Abstract: Feature engineering is supposed to be an iterative process, transforming raw data into training examples and feature vectors. Iteration is key -- but, each cycle should include trying new ideas offline, as well as testing in production.
Offline experimentation requires historical event-based data to compute training examples at the right points-in-time—quickly, without waiting for complex pipelines to be built just to determine if a feature will be useful. Then, in the latter part of each iteration cycle, we need to test the new model live—without worrying about offline and online discrepancies.

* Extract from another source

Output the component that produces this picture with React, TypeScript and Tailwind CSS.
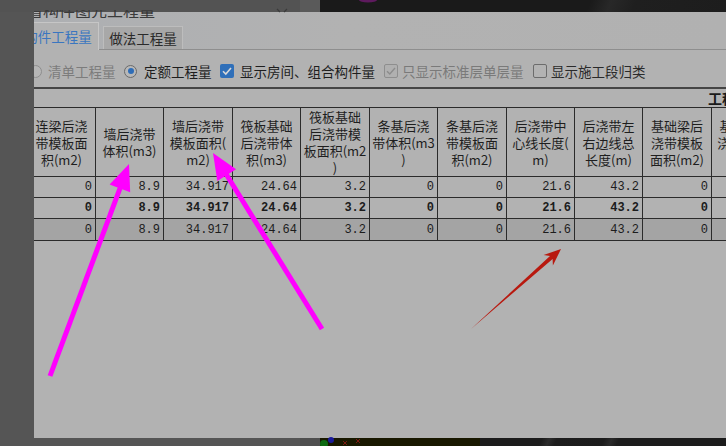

Feature stores are the newest idea that is supposed to help us, but it turns out that’s not enough. In this session, you’ll learn how to craft production-ready features and build training datasets at the right points-in-time from event-based data. Specifically, we’ll be covering strategies for powering feature stores with a feature engine to:
- Compute directly from event-based data to try new features
- Iterate on feature definitions and time selection across historical data instantly
- Join values between different entities at precise times — without leakage
- Eliminate data discrepancies in production
Come join us to learn how to finally iterate on amazing ML models with event-based data.

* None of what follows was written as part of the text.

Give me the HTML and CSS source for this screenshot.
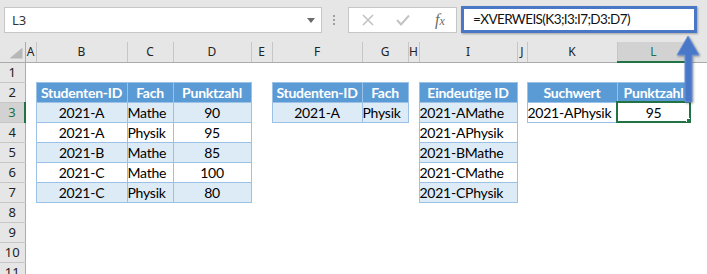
FILE: index.html
```html
<!DOCTYPE html>
<html lang="de">
<head>
  <meta charset="UTF-8">
  <title>XVERWEIS</title>
  <link rel="stylesheet" href="styles.css">
</head>
<body>
  <div class="app">
    <div class="formula-bar">
      <div class="name-box">
        <span>L3</span>
        <span class="caret"></span>
      </div>
      <div class="grip"><i></i><i></i><i></i></div>
      <div class="fx-box">
        <svg class="icon" width="14" height="14" viewBox="0 0 14 14">
          <path d="M2 2 L12 12 M12 2 L2 12" stroke="#c3c3c3" stroke-width="1.6" fill="none"/>
        </svg>
        <svg class="icon" width="16" height="14" viewBox="0 0 16 14">
          <path d="M2 7 L6 11.5 L14 2.5" stroke="#c3c3c3" stroke-width="2" fill="none"/>
        </svg>
        <span class="fx">f<small>x</small></span>
      </div>
      <div class="formula">=XVERWEIS(K3;I3:I7;D3:D7)</div>
    </div>

    <table class="sheet">
      <colgroup>
        <col class="w25"><col class="w11"><col class="w91"><col class="w46"><col class="w78">
        <col class="w21"><col class="w90"><col class="w46"><col class="w11"><col class="w98">
        <col class="w10"><col class="w90"><col class="w73"><col>
      </colgroup>
      <tr class="cols">
        <th class="corner"></th>
        <th>A</th><th>B</th><th>C</th><th>D</th><th>E</th><th>F</th><th>G</th>
        <th>H</th><th>I</th><th>J</th><th>K</th><th class="sel-col">L</th><th class="last"></th>
      </tr>
      <tr>
        <th class="row">1</th>
        <td></td><td></td><td></td><td></td><td></td><td></td><td></td><td></td><td></td><td></td><td></td><td></td><td></td>
      </tr>
      <tr>
        <th class="row">2</th>
        <td></td>
        <td class="hd">Studenten-ID</td><td class="hd">Fach</td><td class="hd">Punktzahl</td>
        <td></td>
        <td class="hd">Studenten-ID</td><td class="hd">Fach</td>
        <td></td>
        <td class="hd">Eindeutige ID</td>
        <td></td>
        <td class="hd">Suchwert</td><td class="hd">Punktzahl</td>
        <td></td>
      </tr>
      <tr>
        <th class="row sel-row">3</th>
        <td></td>
        <td class="c band ctr">2021-A</td><td class="c band">Mathe</td><td class="c band ctr">90</td>
        <td></td>
        <td class="c band ctr">2021-A</td><td class="c band">Physik</td>
        <td></td>
        <td class="c band">2021-AMathe</td>
        <td></td>
        <td class="c">2021-APhysik</td><td class="c ctr active">95</td>
        <td></td>
      </tr>
      <tr>
        <th class="row">4</th>
        <td></td>
        <td class="c ctr">2021-A</td><td class="c">Physik</td><td class="c ctr">95</td>
        <td></td><td></td><td></td><td></td>
        <td class="c">2021-APhysik</td>
        <td></td><td></td><td></td><td></td>
      </tr>
      <tr>
        <th class="row">5</th>
        <td></td>
        <td class="c band ctr">2021-B</td><td class="c band">Mathe</td><td class="c band ctr">85</td>
        <td></td><td></td><td></td><td></td>
        <td class="c band">2021-BMathe</td>
        <td></td><td></td><td></td><td></td>
      </tr>
      <tr>
        <th class="row">6</th>
        <td></td>
        <td class="c ctr">2021-C</td><td class="c">Mathe</td><td class="c ctr">100</td>
        <td></td><td></td><td></td><td></td>
        <td class="c">2021-CMathe</td>
        <td></td><td></td><td></td><td></td>
      </tr>
      <tr>
        <th class="row">7</th>
        <td></td>
        <td class="c band ctr">2021-C</td><td class="c band">Physik</td><td class="c band ctr">80</td>
        <td></td><td></td><td></td><td></td>
        <td class="c band">2021-CPhysik</td>
        <td></td><td></td><td></td><td></td>
      </tr>
      <tr>
        <th class="row">8</th>
        <td></td><td></td><td></td><td></td><td></td><td></td><td></td><td></td><td></td><td></td><td></td><td></td><td></td>
      </tr>
      <tr>
        <th class="row">9</th>
        <td></td><td></td><td></td><td></td><td></td><td></td><td></td><td></td><td></td><td></td><td></td><td></td><td></td>
      </tr>
      <tr>
        <th class="row">10</th>
        <td></td><td></td><td></td><td></td><td></td><td></td><td></td><td></td><td></td><td></td><td></td><td></td><td></td>
      </tr>
      <tr>
        <th class="row">11</th>
        <td></td><td></td><td></td><td></td><td></td><td></td><td></td><td></td><td></td><td></td><td></td><td></td><td></td>
      </tr>
    </table>

    <svg class="arrow" width="26" height="70" viewBox="0 0 26 70">
      <path d="M12 2 L23 21 L16 21 L16 68 L9 68 L9 21 L1 21 Z" fill="#4a78c8" stroke="#6a92d6" stroke-width="1"/>
    </svg>
  </div>
</body>
</html>
```

FILE: styles.css
```css
body {
  margin: 0;
  background: #ffffff;
  font-family: "Noto Sans", sans-serif;
}
.app {
  position: relative;
  width: 707px;
  height: 274px;
  overflow: hidden;
}
.formula-bar {
  display: flex;
  align-items: flex-start;
  height: 42px;
  padding: 7px 0 0 4px;
  box-sizing: border-box;
  background: #e6e6e6;
}
.name-box {
  display: flex;
  align-items: center;
  justify-content: space-between;
  width: 318px;
  height: 26px;
  box-sizing: border-box;
  padding: 0 6px 0 7px;
  background: #ffffff;
  border: 1px solid #c6c6c6;
  font-size: 13px;
  color: #333;
}
.caret {
  width: 0;
  height: 0;
  border-left: 4px solid transparent;
  border-right: 4px solid transparent;
  border-top: 5px solid #6b6b6b;
}
.grip {
  display: flex;
  flex-direction: column;
  gap: 2px;
  margin: 8px 13px 0 11px;
}
.grip i {
  width: 2px;
  height: 2px;
  background: #a0a0a0;
}
.fx-box {
  display: flex;
  align-items: center;
  gap: 20px;
  width: 109px;
  height: 26px;
  box-sizing: border-box;
  padding-left: 12px;
  background: #ffffff;
  border: 1px solid #c6c6c6;
}
.fx {
  font-family: "Liberation Serif", serif;
  font-style: italic;
  font-size: 16px;
  color: #6b6b6b;
  margin-left: 4px;
}
.fx small {
  font-size: 12px;
}
.formula {
  margin-left: 4px;
  margin-top: -1px;
  width: 236px;
  height: 27px;
  box-sizing: border-box;
  padding: 0 0 0 9px;
  line-height: 21px;
  background: #ffffff;
  border: 3px solid #4a76c6;
  box-shadow: 1px 1px 2px rgba(0, 0, 0, 0.3);
  font-family: Lato, sans-serif;
  font-size: 13.5px;
  letter-spacing: -0.6px;
  color: #111;
}
.sheet {
  table-layout: fixed;
  width: 707px;
  border-collapse: collapse;
  font-family: Lato, sans-serif;
  font-size: 14px;
  letter-spacing: -0.25px;
  color: #000;
}
.w25 { width: 25px; }
.w11 { width: 11px; }
.w91 { width: 91px; }
.w46 { width: 46px; }
.w78 { width: 78px; }
.w21 { width: 21px; }
.w90 { width: 90px; }
.w98 { width: 98px; }
.w10 { width: 10px; }
.w73 { width: 73px; }
.sheet tr {
  height: 20px;
}
.sheet th,
.sheet td {
  padding: 0;
  white-space: nowrap;
  overflow: hidden;
}
.cols th {
  background: #e6e6e6;
  border-right: 1px solid #c6c6c6;
  border-bottom: 1px solid #ababab;
  font-family: "Noto Sans", sans-serif;
  font-weight: normal;
  font-size: 12px;
  letter-spacing: 0;
  color: #222;
  text-align: center;
}
.cols th.last {
  border-right: none;
}
.cols th.corner {
  position: relative;
  border-right: 1px solid #ababab;
}
.corner::after {
  content: "";
  position: absolute;
  right: 2px;
  bottom: 3px;
  width: 13px;
  height: 11px;
  background: #b7b7b7;
  clip-path: polygon(100% 0, 100% 100%, 0 100%);
}
.cols th.sel-col {
  background: #d2d2d2;
  color: #217346;
  border-bottom: 2px solid #217346;
}
th.row {
  background: #e6e6e6;
  border-right: 1px solid #ababab;
  border-bottom: 1px solid #c6c6c6;
  font-family: "Noto Sans", sans-serif;
  font-weight: normal;
  font-size: 13px;
  letter-spacing: 0;
  color: #222;
  text-align: center;
}
th.row.sel-row {
  background: #d2d2d2;
  color: #217346;
  border-right: 2px solid #217346;
}
.hd {
  background: #5b9bd5;
  border: 1px solid #9bc2e6;
  color: #ffffff;
  font-weight: bold;
  text-align: center;
}
.c {
  border: 1px solid #9bc2e6;
  padding-left: 3px;
}
.band {
  background: #ddebf7;
}
.ctr {
  text-align: center;
}
.sheet td.c.ctr {
  padding-left: 0;
}
.active {
  position: relative;
  outline: 2px solid #217346;
  outline-offset: -1px;
}
.active::after {
  content: "";
  position: absolute;
  right: -3px;
  bottom: -3px;
  width: 5px;
  height: 5px;
  background: #217346;
  border: 1px solid #ffffff;
}
.arrow {
  position: absolute;
  left: 676px;
  top: 34px;
  filter: drop-shadow(1px 1px 1px rgba(0, 0, 0, 0.35));
}
```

Bio: Dr. Charna Parkey is Vice President of Product at Kaskada, where she co-created the first commercially available feature engine with time travel. She has over 15 years’ experience in enterprise data science and adaptive algorithms in the defense and startup tech sectors and has worked with dozens of Fortune 500 companies in her work as a data scientist. She earned her Ph.D. in Electrical Engineering at the University of Central Florida.